Educational Support on Repayment Plans

While the bill aims to offer multiple income-driven repayment plans, the lack of straightforward guidance might overwhelm borrowers unfamiliar with financial terminology and options. Without explicit support or educational material, borrowers could face difficulty in choosing the most financially advantageous repayment plan, leading to potentially higher payment commitments than necessary.

In summary, the financial components of the SIMPLE Act are primarily concerned with easing repayment through calculated payment plans. However, these efforts are accompanied by complexities surrounding privacy, awareness, and the need for immediate assistance, compounded by an implementation timeline extending into the future.

Issues

  • The language of Section 2 regarding notification and automatic enrollment procedures is highly technical and complex, potentially making it difficult for borrowers to understand their rights and obligations. This could lead to borrowers missing critical information about their loans and repayment options.

  • The procedures in Section 2 for disclosing and using borrowers' income information may raise privacy concerns. The bill outlines secure transfers of sensitive financial information between government bodies, which might worry borrowers about data privacy and protection.

  • Section 2 relies on borrowers taking action to opt-out of income information disclosures, which assumes borrowers are fully aware of this right and the potential implications. This could result in unintended data sharing if borrowers overlook this option.

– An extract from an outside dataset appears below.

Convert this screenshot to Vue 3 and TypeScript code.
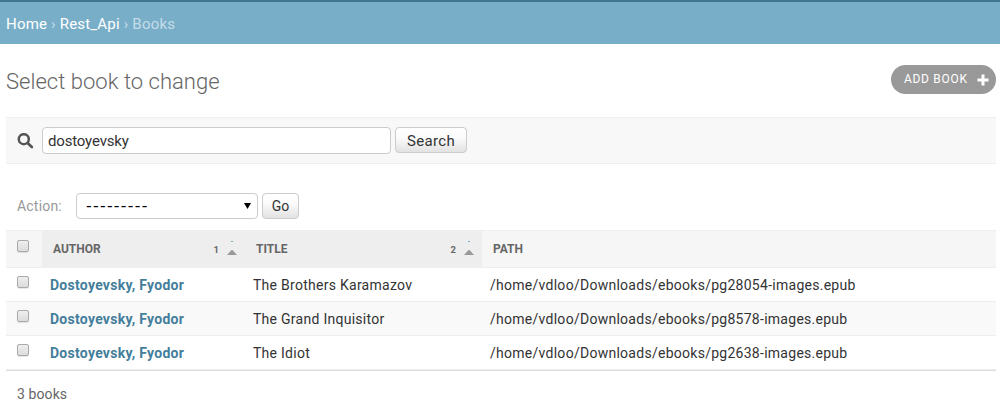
<script setup lang="ts">
import { ref } from 'vue'

interface Book {
  author: string
  title: string
  path: string
}

interface Column {
  label: string
  key: string
  priority?: number
}

const query = ref('dostoyevsky')

const columns: Column[] = [
  { label: 'Author', key: 'author', priority: 1 },
  { label: 'Title', key: 'title', priority: 2 },
  { label: 'Path', key: 'path' },
]

const books: Book[] = [
  { author: 'Dostoyevsky, Fyodor', title: 'The Brothers Karamazov', path: '/home/vdloo/Downloads/ebooks/pg28054-images.epub' },
  { author: 'Dostoyevsky, Fyodor', title: 'The Grand Inquisitor', path: '/home/vdloo/Downloads/ebooks/pg8578-images.epub' },
  { author: 'Dostoyevsky, Fyodor', title: 'The Idiot', path: '/home/vdloo/Downloads/ebooks/pg2638-images.epub' },
]
</script>

<template>
  <div class="page">
    <nav class="breadcrumbs">
      <a>Home</a> › <a class="app">Rest_Api</a> › <span>Books</span>
    </nav>
    <main class="content">
      <header class="heading">
        <h1>Select book to change</h1>
        <a class="add">
          <span>Add book</span>
          <svg width="12" height="12" viewBox="0 0 12 12"><path d="M4.5 .5h3v4h4v3h-4v4h-3v-4h-4v-3h4z" fill="#fff" /></svg>
        </a>
      </header>

      <form class="toolbar" @submit.prevent>
        <svg class="glass" width="17" height="17" viewBox="0 0 17 17" fill="none" stroke="#555">
          <circle cx="6.8" cy="6.2" r="5" stroke-width="2.5" />
          <path d="M10.6 10l4.2 4" stroke-width="2.8" stroke-linecap="round" />
        </svg>
        <input v-model="query" class="query" type="text" spellcheck="false" />
        <button class="btn search">Search</button>
      </form>

      <div class="actions">
        <span class="label">Action:</span>
        <div class="select">
          <span class="blank">---------</span>
          <svg width="7" height="6" viewBox="0 0 7 6"><path d="M0 0h7L3.5 6z" fill="#000" /></svg>
        </div>
        <button class="btn go">Go</button>
      </div>

      <div class="results">
        <div class="row head">
          <div class="cell check"><i class="box"></i></div>
          <div v-for="c in columns" :key="c.key" class="cell" :class="{ sorted: c.priority }">
            <span class="name">{{ c.label }}</span>
            <template v-if="c.priority">
              <span class="priority">{{ c.priority }}</span>
              <span class="sort">
                <i class="tick"></i>
                <svg width="10" height="5" viewBox="0 0 10 5"><path d="M0 5L4.5 0h1L10 5z" fill="#999" /></svg>
              </span>
            </template>
          </div>
        </div>
        <div v-for="b in books" :key="b.path" class="row">
          <div class="cell check"><i class="box"></i></div>
          <div class="cell author">{{ b.author }}</div>
          <div class="cell">{{ b.title }}</div>
          <div class="cell">{{ b.path }}</div>
        </div>
      </div>
      <p class="count">{{ books.length }} books</p>
    </main>
  </div>
</template>

<style>
html,
body {
  margin: 0;
  background: #fff;
}
</style>

<style scoped>
* {
  box-sizing: border-box;
}
.page {
  height: 412px;
  overflow: hidden;
  font: 14px/20px Roboto, sans-serif;
  color: #333;
}
.breadcrumbs {
  height: 44px;
  border-top: 2px solid #417690;
  background: #79aec8;
  color: #c4dce8;
  padding: 12px 6px 0;
  font-size: 15px;
  letter-spacing: 0.2px;
}
.breadcrumbs a {
  color: #fff;
}
.content {
  padding: 0 4px 0 6px;
}
.heading {
  height: 73px;
  display: flex;
  justify-content: space-between;
  align-items: flex-start;
  padding-top: 21px;
}
h1 {
  margin: 3px 0 0;
  font-size: 22px;
  line-height: 28px;
  font-weight: 300;
  letter-spacing: 0.03px;
  color: #666;
}
.add {
  width: 105px;
  height: 29px;
  border-radius: 15px;
  background: #999;
  color: #fff;
  font-size: 12px;
  letter-spacing: 0.7px;
  text-transform: uppercase;
  display: flex;
  align-items: center;
  justify-content: space-between;
  padding: 0 7px 1px 13px;
}
.add svg {
  margin-top: 2px;
}
.toolbar {
  height: 47px;
  background: #f8f8f8;
  border-top: 1px solid #eee;
  border-bottom: 1px solid #eee;
  display: flex;
  align-items: flex-start;
  padding: 9px 0 0 11px;
}
.glass {
  margin: 6px 8px 0 0;
}
.query {
  width: 349px;
  height: 27px;
  border: 1px solid #ccc;
  border-radius: 4px;
  background: #fff;
  color: #333;
  font: 15px Roboto, sans-serif;
  letter-spacing: -0.17px;
  padding: 0 5px;
  outline: none;
}
.btn {
  height: 26px;
  border: 1px solid #ccc;
  border-radius: 4px;
  background: linear-gradient(#fff, #fbfbfb 40%, #e2e2e2);
  color: #333;
  font: 15px Roboto, sans-serif;
  padding: 0;
  margin-left: 4px;
}
.search {
  width: 72px;
  padding-top: 1px;
  letter-spacing: 0.35px;
}
.go {
  width: 37px;
  font-size: 14px;
}
.actions {
  height: 66px;
  padding: 29px 0 0 11px;
  display: flex;
  align-items: flex-start;
}
.label {
  width: 59px;
  color: #999;
  line-height: 26px;
  letter-spacing: 0.2px;
}
.select {
  width: 182px;
  height: 26px;
  border: 1px solid #ccc;
  border-radius: 4px;
  display: flex;
  align-items: center;
  justify-content: space-between;
  padding: 0 6px 0 9px;
  color: #000;
}
.select svg {
  margin-bottom: 1px;
}
.blank {
  font-family: 'Liberation Sans', sans-serif;
  font-size: 17px;
  letter-spacing: 1.3px;
}
.row {
  display: grid;
  grid-template-columns: 36px 203px 237px 1fr;
  height: 34px;
  border-bottom: 1px solid #eee;
}
.row:nth-child(3) {
  background: #f9f9f9;
}
.results {
  border-bottom: 1px solid #ddd;
}
.cell {
  padding: 7px 8px 0;
  white-space: nowrap;
  letter-spacing: 0.27px;
}
.author {
  color: #447e9b;
  font-weight: 700;
}
.head {
  height: 38px;
  border-top: 1px solid #eee;
  background: #f6f6f6;
}
.head .cell {
  display: flex;
  padding: 8px 8px 0 11px;
  font-size: 12px;
  font-weight: 700;
  letter-spacing: 0;
  color: #666;
  text-transform: uppercase;
}
.head .sorted {
  background: #eee;
  margin-bottom: -1px;
}
.name {
  flex: 1;
}
.priority {
  font-size: 9.5px;
  margin: 1px 8px 0 0;
}
.sort {
  width: 10px;
  display: flex;
  flex-direction: column;
  align-items: center;
}
.tick {
  width: 2px;
  height: 1px;
  margin: 2px 0 8px;
  background: #79aec8;
}
.check {
  padding: 8px 0 0 11px;
}
.head .check {
  padding: 9px 0 0 11px;
}
.box {
  display: block;
  width: 12px;
  height: 12px;
  border: 1px solid #aaa;
  border-radius: 2px;
  background: linear-gradient(#eee, #dcdcdc);
  box-shadow: 0 1px 1px rgba(0, 0, 0, 0.1);
}
.count {
  margin: 0;
  padding: 13px 11px 0;
  color: #666;
  letter-spacing: 0.1px;
}
</style>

  • Implementation of the bill's amendments is delayed until 2026, as specified in Section 2(c), potentially leaving borrowers without necessary assistance and relief until then. This may draw criticism for not addressing immediate financial struggles faced by borrowers.

  • The clarity of definitions provided in Section 2 for terms like 'covered loan' and 'noncovered loan' should be scrutinized, as misunderstandings about these terms may lead to borrower confusion regarding what loans are affected by these changes.

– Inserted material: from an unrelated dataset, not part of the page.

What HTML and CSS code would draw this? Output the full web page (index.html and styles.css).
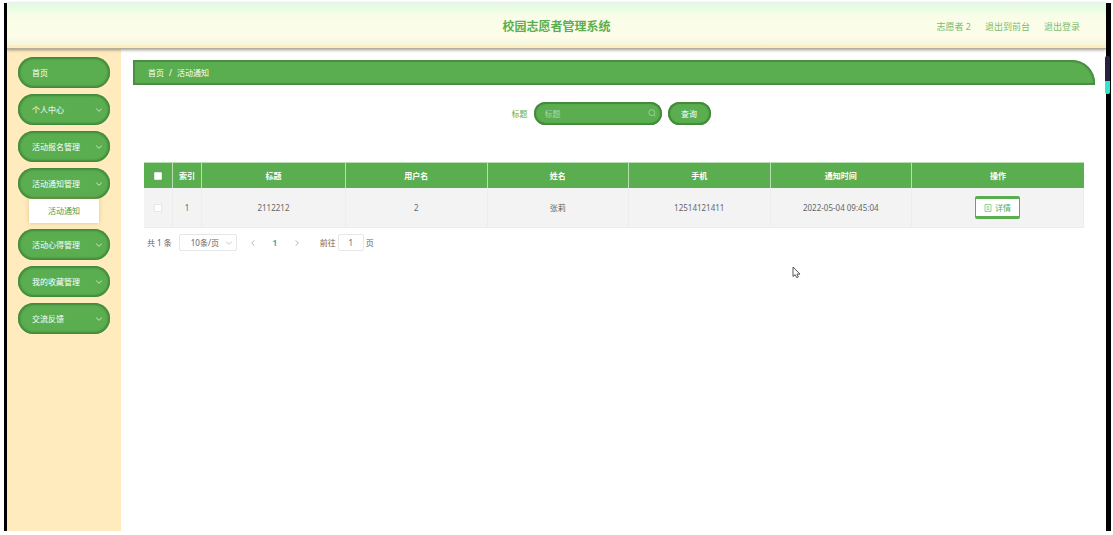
FILE: index.html
```html
<!DOCTYPE html>
<html lang="zh-CN">
<head>
<meta charset="utf-8">
<title>校园志愿者管理系统</title>
<link rel="stylesheet" href="styles.css">
</head>
<body>
<svg class="defs" width="0" height="0" aria-hidden="true">
  <symbol id="down" viewBox="0 0 8 8"><path d="M1.2 2.7 4 5.3 6.8 2.7" fill="none" stroke="currentColor" stroke-width=".9"/></symbol>
  <symbol id="left" viewBox="0 0 8 8"><path d="M5.3 1.4 2.7 4 5.3 6.6" fill="none" stroke="currentColor" stroke-width=".9"/></symbol>
  <symbol id="right" viewBox="0 0 8 8"><path d="M2.7 1.4 5.3 4 2.7 6.6" fill="none" stroke="currentColor" stroke-width=".9"/></symbol>
</svg>
<div class="app">
  <header class="topbar">
    <h1 class="title">校园志愿者管理系统</h1>
    <nav class="user-links">
      <span>志愿者 2</span>
      <a href="#">退出到前台</a>
      <a href="#">退出登录</a>
    </nav>
  </header>
  <div class="body">
    <nav class="sidebar">
      <button class="menu-item">首页</button>
      <button class="menu-item">个人中心<svg class="icon"><use href="#down"/></svg></button>
      <button class="menu-item">活动报名管理<svg class="icon"><use href="#down"/></svg></button>
      <div class="menu-group">
        <button class="menu-item">活动通知管理<svg class="icon"><use href="#down"/></svg></button>
        <a class="submenu" href="#">活动通知</a>
      </div>
      <button class="menu-item">活动心得管理<svg class="icon"><use href="#down"/></svg></button>
      <button class="menu-item">我的收藏管理<svg class="icon"><use href="#down"/></svg></button>
      <button class="menu-item">交流反馈<svg class="icon"><use href="#down"/></svg></button>
    </nav>
    <main class="main">
      <nav class="breadcrumb"><a href="#">首页</a><span>/</span><span>活动通知</span></nav>
      <section class="content">
        <form class="search">
          <label for="keyword">标题</label>
          <div class="search-box">
            <input id="keyword" type="text" placeholder="标题">
            <svg class="lens" viewBox="0 0 8 8"><circle cx="3.8" cy="3.6" r="3" fill="none" stroke="currentColor" stroke-width=".8"/><path d="M6 5.8 7.5 7.4" stroke="currentColor" stroke-width=".8"/></svg>
          </div>
          <button class="query" type="button">查询</button>
        </form>
        <table class="grid">
          <colgroup><col class="c-check"><col class="c-index"><col class="c-title"><col><col><col><col><col class="c-action"></colgroup>
          <thead>
            <tr><th><input class="check" type="checkbox" aria-label="全选"></th><th>索引</th><th>标题</th><th>用户名</th><th>姓名</th><th>手机</th><th>通知时间</th><th>操作</th></tr>
          </thead>
          <tbody>
            <tr><td><input class="check" type="checkbox" aria-label="选择第1行"></td><td>1</td><td>2112212</td><td>2</td><td>张莉</td><td>12514121411</td><td>2022-05-04 09:45:04</td>
              <td><button class="detail"><svg class="icon" viewBox="0 0 8 8"><path d="M1 .5h6v7H1zM2.5 2.5h2M2.5 4h3M2.5 5.7h3" fill="none" stroke="currentColor" stroke-width=".6"/></svg>详情</button></td></tr>
          </tbody>
        </table>
        <div class="pager">
          <span>共 1 条</span>
          <div class="size">
            <select aria-label="每页条数"><option>10条/页</option></select>
            <svg class="icon size-arrow"><use href="#down"/></svg>
          </div>
          <div class="pages">
            <button aria-label="上一页"><svg class="icon"><use href="#left"/></svg></button>
            <button class="current">1</button>
            <button aria-label="下一页"><svg class="icon"><use href="#right"/></svg></button>
          </div>
          <div class="jump"><label for="page">前往</label><input id="page" type="text" value="1"><span>页</span></div>
        </div>
      </section>
    </main>
  </div>
</div>
<div class="float-widget"></div>
<svg class="cursor" viewBox="0 0 9 13"><path d="M1 1v9.5l2.2-1.8 1.5 3 1.6-.8-1.3-2.8H8z" fill="#fff" stroke="#444" stroke-width=".9"/></svg>
</body>
</html>
```
FILE: styles.css
```css
* { box-sizing: border-box; }
body {
  margin: 0;
  padding: 3px 2px 4px 4px;
  min-height: 100vh;
  display: flex;
  background: #fff;
  color: #666;
  font: 8px/12px "Noto Sans", "Noto Sans CJK SC", sans-serif;
}
button, input, select { font: inherit; color: inherit; margin: 0; padding: 0; border: 0; background: none; }
a { color: inherit; text-decoration: none; }
.defs { position: absolute; }
.icon { width: 8px; height: 8px; flex: none; }

.app {
  flex: 1;
  min-width: 0;
  display: flex;
  flex-direction: column;
  border-left: 3px solid #000;
  border-right: 5px solid #000;
}
.topbar {
  display: grid;
  grid-template-columns: 1fr auto 1fr;
  align-items: center;
  height: 46px;
  padding: 2px 26px 0;
  border-bottom: 1px solid #b5ad9c;
  background: linear-gradient(#dffbe0, #f9fde8 30%, #fdfde8 75%, #f6f5df 92%, #fdeebc 94%);
  box-shadow: 0 1px 3px #0006;
  z-index: 1;
}
.title { grid-column: 2; margin: 0; font-size: 12px; line-height: 18px; font-weight: 700; color: #5aae50; }
.user-links { justify-self: end; display: flex; gap: 14px; font-size: 9px; color: #7dbb72; }
.body { flex: 1; display: flex; }

.sidebar {
  width: 114px;
  padding: 8px 11px;
  display: flex;
  flex-direction: column;
  gap: 6px;
  background: #ffebbd;
}
.menu-item {
  display: flex;
  align-items: center;
  justify-content: space-between;
  width: 92px;
  height: 31px;
  padding: 0 7px 0 14px;
  border-radius: 16px;
  background: #5aae50;
  box-shadow: inset 0 0 2px 2px #438a3b;
  color: #fff;
}
.menu-item .icon { color: #d7edd3; }
.submenu {
  display: block;
  margin: 0 11px;
  line-height: 24px;
  text-align: center;
  background: #fff;
  color: #4d9a46;
  box-shadow: 0 0 4px #c9a96a99;
}

.main { flex: 1; min-width: 0; padding: 11px 11px 0 12px; }
.breadcrumb {
  display: flex;
  align-items: center;
  gap: 5px;
  height: 25px;
  padding-left: 15px;
  border-radius: 0 23px 0 0;
  background: #5aae50;
  box-shadow: inset 0 0 1px 2px #4a8d42;
  color: #fff;
}
.content { padding: 17px 11px 0 11px; }
.search { display: flex; justify-content: center; align-items: center; gap: 6px; padding-right: 6px; color: #5aae50; }
.search-box { position: relative; display: flex; }
.search-box input {
  width: 128px;
  height: 23px;
  padding: 0 20px 0 11px;
  border-radius: 12px;
  background: #5aae50;
  box-shadow: inset 0 0 1px 2px #438a3b;
  color: #fff;
}
.search-box input::placeholder { color: #a9d6b4; opacity: 1; }
.lens { position: absolute; right: 6px; top: 7px; width: 8px; height: 8px; color: #a9d6b4; }
.query {
  width: 43px;
  height: 23px;
  border-radius: 12px;
  background: #5aae50;
  box-shadow: inset 0 0 1px 2px #438a3b;
  color: #fff;
}

.grid { width: 100%; margin-top: 37px; table-layout: fixed; border-collapse: separate; border-spacing: 0; text-align: center; border-top: 1px solid #b8dfb2; }
.c-check { width: 29px; }
.c-index { width: 29px; }
.c-title { width: 144px; }
.c-action { width: 172px; }
.grid th { height: 25px; padding: 0; background: #5aae50; color: #fff; font-weight: 700; border-right: 1px solid #b8dfb2; }
.grid td { height: 40px; padding: 0; background: #f3f3f3; border-right: 1px solid #ebedf3; border-bottom: 1px solid #ebedf3; }
.grid th:last-child { border-right: 0; }
.check { appearance: none; display: block; width: 8px; height: 8px; margin: 0 auto; border: 1px solid #e4e6ea; border-radius: 1px; background: #fff; }
.detail {
  display: inline-flex;
  align-items: center;
  justify-content: center;
  gap: 3px;
  width: 45px;
  height: 23px;
  border: 1px solid #5aae50;
  border-width: 3px 1px;
  border-radius: 2px;
  background: #fff;
  color: #5aae50;
}

.pager { display: flex; align-items: center; margin-top: 6px; padding-left: 3px; }
.size { position: relative; display: flex; margin-left: 7px; }
.size select { appearance: none; width: 58px; height: 17px; padding-left: 11px; border: 1px solid #e4e6ea; border-radius: 2px; background: #fff; }
.size-arrow { position: absolute; right: 4px; top: 5px; color: #c0c4cc; }
.pages { display: flex; margin-left: 5px; }
.pages button { display: flex; align-items: center; justify-content: center; width: 22px; height: 17px; color: #aaa; }
.pages .current { color: #2bb8a3; font-weight: 700; }
.jump { display: flex; align-items: center; gap: 2px; margin-left: 12px; }
.jump input { width: 26px; height: 17px; border: 1px solid #e4e6ea; border-radius: 2px; text-align: center; }

.float-widget {
  position: absolute;
  top: 56px;
  right: 3px;
  width: 5px;
  height: 38px;
  border-radius: 2px;
  background: linear-gradient(#25213f 66%, #2fe6cf 66%);
  z-index: 2;
}
.cursor { position: absolute; left: 792px; top: 266px; width: 9px; height: 13px; }
```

  • Guidance and support for understanding multiple repayment plans in Section 2 may be insufficient, which could overwhelm borrowers who are unfamiliar with complex financial terminology. Without clear guidance, borrowers may struggle to choose the best repayment plan.

  • The timeline and precise process set forth in Section 2 for switching repayment plans are not clearly outlined, potentially leading to confusion and missteps by borrowers attempting to navigate their repayment options.

Sections

Sections are presented as they are annotated in the original legislative text. Any missing headers, numbers, or non-consecutive order is due to the original text.

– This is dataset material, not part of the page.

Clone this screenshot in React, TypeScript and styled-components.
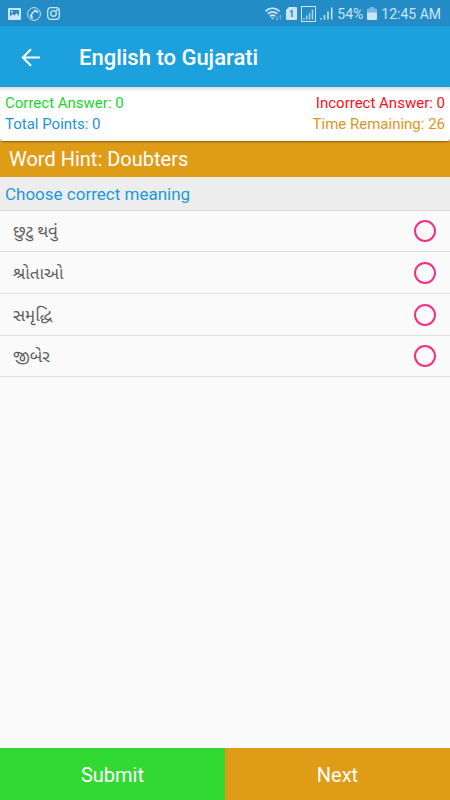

1. Short title Read Opens in new tab

Summary AI

The first section of the bill states that it may be referred to as the "Streamlining Income-driven, Manageable Payments on Loans for Education Act" or simply the "SIMPLE Act".

2. Notification and automatic enrollment procedures for borrowers who are delinquent on loans and for borrowers who are rehabilitating defaulted loans Read Opens in new tab

Summary AI

The section describes procedures for notifying and automatically enrolling borrowers who are behind on student loan payments into more manageable repayment plans. It allows the government to gather income information from tax returns to help place borrowers into plans they are eligible for and explains the requirements for borrowers to opt out or update information to maintain the most suitable repayment options. These changes will be effective starting July 1, 2026.

Money References

  • “(v) The amount of monthly payments for the covered and noncovered loans under the repayment plans for which the borrower is eligible, based on information available to the Secretary, including, if the income information of the borrower is available to the Secretary under subparagraph (A)— “(I) the amount of the monthly payment under each income-driven repayment plan for which the borrower is eligible for the borrower's covered and noncovered loans, based on such income information; and “(II) the income, family size, tax filing status, and tax year information on which each monthly payment is based. “(vi) An explanation that in the case of a borrower for whom adjusted gross income is unavailable— “(I) if the borrower selects to repay the covered loans of such borrower pursuant to an income-driven repayment plan that defines discretionary income in such a manner that an individual not required under section 6012(a)(1) of the Internal Revenue Code of 1986 to file a return with respect to income taxes imposed by subtitle A of such Code may have a calculated monthly payment greater than $0, the borrower will be required to provide the Secretary with other documentation of income satisfactory to the Secretary, which documentation the Secretary may use to determine an appropriate repayment schedule; and “(II) if the borrower selects to repay such loans pursuant to an income-driven repayment plan that is not described in subclause (I), the borrower will not be required to provide the Secretary with such other documentation of income, and the borrower will have a calculated monthly payment of $0.
  • — (A) BORROWER FOR WHOM ADJUSTED GROSS INCOME IS UNAVAILABLE.—Section 455(e)(8)(A) of the Higher Education Act of 1965 (20 U.S.C. 1087e(e)(8)(A)) is amended— (i) by striking “and” at the end of clause (ii); (ii) by redesignating clause (iii) as clause (iv); (iii) in clause (iv) (as so redesignated), by striking the period at the end and inserting “; and”; and (iv) by inserting after clause (ii), the following: “(iii) in the case of a borrower who has selected to repay a covered loan (as defined in subsection (d)(8)) pursuant to an income contingent repayment plan that defines discretionary income in such a manner that the borrower would have a calculated monthly payment equal to $0, not require the borrower to provide the Secretary the information described in clause (i) or (ii), and ensure that the borrower will have a calculated monthly payment of $0; and”. (B) INCLUSION OF COVERED LOANS.—Section 455(e)(8)(B) of the Higher Education Act of 1965 (20 U.S.C. 1087e(e)(8)(B)) is amended by striking “a loan made under this part” and inserting “a covered loan (as defined in subsection (d)(8))”.